Being inspired by the workshops, a number of different community initiatives took place in the Hampshire County to solve transport problems; a few are included below.
HEADSTART was selected by the UK National Council for United Nations' City Summit as one of the top six LOCAL AGENDA 21 Initiatives, and the only transport initiative in the UK. It was also included in the Habitat II programme as best practice in 1996. As a part of that, a report was published on HEADSTART in a book "Living for the Future" funded by the Joseph Rowntree Foundation.
The delivery of the LTP created a hiatus, during which little time was available to further develop the HEADSTART programme, although it continued to be featured in their approach to the delivery of transport schemes and improvements. HEADSTART has now moved on from being a project. The involvement of the members of the community in understanding their part in reducing the transport problem is now part of their culture.

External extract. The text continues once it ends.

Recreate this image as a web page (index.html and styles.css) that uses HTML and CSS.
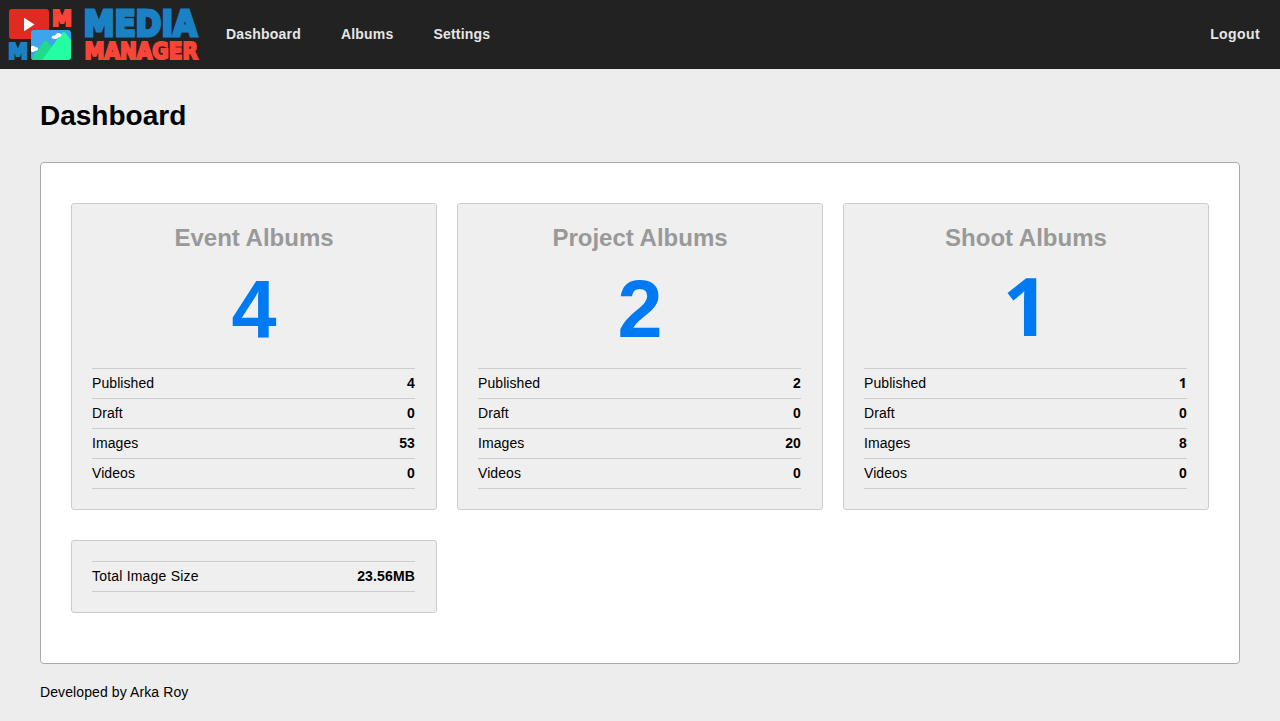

HEADSTART has been used as part of the consultation process on the South East Hampshire Transportation Strategy and is also an integral part of the innovative school transport plan under development of a community school. It became also a feature of transport strategies for Bakingstoke and North East Hampshire as well as the "Safe Routes to School" national demonstration project with Sustrans.
It also helped Horndean Community School to come up with a school transport plan (School Programs that Involve the Family) and because of this, the HCC was selected to be part of the national Streets Ahead Initiative.